Double-Peak Electromagnetically Induced Transparency (EIT) via Resonator Coupling

In this study, we conducted separate investigations into the properties of RR and SR. Our findings indicate the presence of two BICs and a broad dip in the RR, as well as one BIC in the SR. We observed an EIT and two BICs in RSR resulting from the coupling between two modes originating from the same resonator. These results demonstrate the existence of multiple BICs arising from the coupling effect between the two resonators. This mechanism of EIT differs from previous research where the bright mode and dark mode were derived from different resonators.

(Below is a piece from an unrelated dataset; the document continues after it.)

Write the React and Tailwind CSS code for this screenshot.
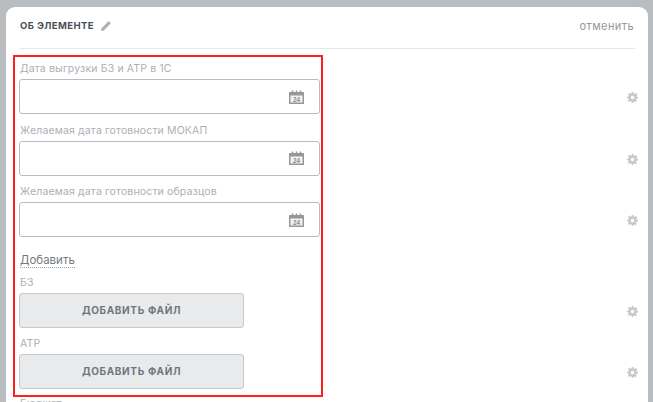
import React from "react";

function Calendar() {
  return (
    <svg width="15" height="14" viewBox="0 0 15 14" className="block">
      <rect x="0" y="2" width="15" height="12" rx="0.5" fill="#979797" />
      <rect x="1.5" y="5.500" width="12" height="7" fill="#f4f4f4" />
      <rect x="2.800" y="0.500" width="1.500" height="2.500" fill="#979797" />
      <rect x="6.750" y="0.500" width="1.500" height="2.500" fill="#979797" />
      <rect x="10.700" y="0.500" width="1.500" height="2.500" fill="#979797" />
      <text x="7.500" y="11.700" textAnchor="middle" fontSize="6.500" fontWeight="700" fill="#8a8a8a" fontFamily="Liberation Sans">24</text>
    </svg>
  );
}

function Gear() {
  return (
    <svg width="11" height="11" viewBox="0 0 24 24" className="block" fill="#c6c9cb">
      <path fillRule="evenodd" d="M10 0h4l.7 3.400 2.200.9 2.900-1.900 2.800 2.800-1.900 2.900.9 2.200L24 11v3l-3.400.7-.9 2.200 1.900 2.900-2.800 2.800-2.900-1.900-2.200.9L13.500 24h-3l-.7-3.300-2.200-.9-2.900 1.900-2.800-2.800 1.900-2.900-.9-2.200L0 13.500v-3l3.300-.7.9-2.200-1.900-2.900 2.800-2.800 2.900 1.900 2.200-.9zM12 8a4 4 0 1 0 0 8 4 4 0 0 0 0-8z" />
    </svg>
  );
}

function Pencil() {
  return (
    <svg width="10" height="10" viewBox="0 0 10 10" className="block" fill="#b0b0b0">
      <path d="M0 10l.6-2.800L7.200.6a.8.800 0 0 1 1.100 0l1.100 1.100a.8.800 0 0 1 0 1.100L2.800 9.400z" />
    </svg>
  );
}

function DateRow({ label }) {
  return (
    <div className="flex items-end justify-between">
      <div className="w-[301px]">
        <div className="text-[10.500px] leading-[14px] text-[#acb0b4] mb-[3px] pl-[1px] tracking-[0.15px]">{label}</div>
        <div className="h-[35px] border border-[#b9bcbf] rounded-[3px] flex items-center justify-end pr-[15px]">
          <Calendar />
        </div>
      </div>
      <div className="mb-[11px]"><Gear /></div>
    </div>
  );
}

function FileRow({ label }) {
  return (
    <div className="flex items-end justify-between">
      <div className="w-[225px]">
        <div className="text-[10.500px] leading-[14px] text-[#acb0b4] mb-[3px] pl-[1px] tracking-[0.15px]">{label}</div>
        <button className="w-full h-[35px] bg-[#e9eaec] border border-[#c5c9cc] rounded-[3px] text-[10px] font-bold tracking-[0.65px] text-[#71767d]">
          ДОБАВИТЬ ФАЙЛ
        </button>
      </div>
      <div className="mb-[11px]"><Gear /></div>
    </div>
  );
}

export default function App() {
  return (
    <div className="w-[653px] h-[402px] overflow-hidden bg-[#b9bdc0] pt-[7px] pl-[6px] pr-[5px] font-['Inter','Liberation_Sans',sans-serif]">
      <div className="relative h-[420px] bg-white rounded-t-[9px] pl-[13px] pr-[10px]">
        <div className="h-[42px] mr-[3px] border-b border-[#e3e8ec] flex items-center justify-between pb-[3px]">
          <div className="flex items-center gap-[7px] pl-[1px]">
            <span className="text-[9.500px] font-bold tracking-[0.4px] text-[#4a4f57]">ОБ ЭЛЕМЕНТЕ</span>
            <Pencil />
          </div>
          <span className="text-[11px] tracking-[0.4px] text-[#93979b] mr-[1px]">отменить</span>
        </div>

        <div className="pt-[13px] flex flex-col gap-[9.500px]">
          <DateRow label="Дата выгрузки БЗ и АТР в 1С" />
          <DateRow label="Желаемая дата готовности МОКАП" />
          <DateRow label="Желаемая дата готовности образцов" />
        </div>

        <div className="mt-[15px] mb-[8px] pl-[1px] text-[11.500px] leading-[16px] text-[#757a80]">
          <span className="border-b border-dotted border-[#9aa0a6] inline-block leading-[14px]">Добавить</span>
        </div>

        <div className="flex flex-col gap-[9px]">
          <FileRow label="БЗ" />
          <FileRow label="АТР" />
        </div>

        <div className="mt-[8px] pl-[1px] text-[10.500px] leading-[14px] text-[#acb0b4]">Бюджет</div>

        <div className="absolute left-[7px] top-[48px] w-[310px] h-[342px] border-2 border-[#ff1f1f] pointer-events-none" />
      </div>
    </div>
  );
}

In our study, two modes contribute to the formation of EIT within the same resonator, while the SR facilitates the coupling between the two modes through optical field coupling. To validate this hypothesis, we replaced the original SR structure with a simplified resonator structure and obtained consistent results with the original SR. During the coupling process, both the bright mode and dark mode frequencies from the RR experience significant redshift, with the dark mode moving faster than the bright mode. It is the superposition of the bright and dark modes that leads to the formation of EIT. We also observed that by increasing the distance 'd' between RR and SR through the movement of the SR, another dark mode BIC2 generated by RR can rapidly move to the original broad dip, resulting in the formation of a double-peak EIT. All the bright and dark modes contributing to the double-peak EIT originate from the same resonator RR. In this study, we found that changing the incident angle parameter and the parameter 'd' cannot achieve the double-peak EIT effect. This is because during the process of varying the angle, the movement of BIC2 towards the reverse direction of the dip increases the distance between the dip and BIC2, preventing the coupling required for the formation of a double-peak EIT. With the variation of parameter 'd', BIC2 also continuously moves towards the direction of the broad dip, but the movement speed is too slow to couple with the dip. Additionally, BIC1 is influenced by 'd' and continuously shifts to the left, resulting in a weakening of the original EIT effect.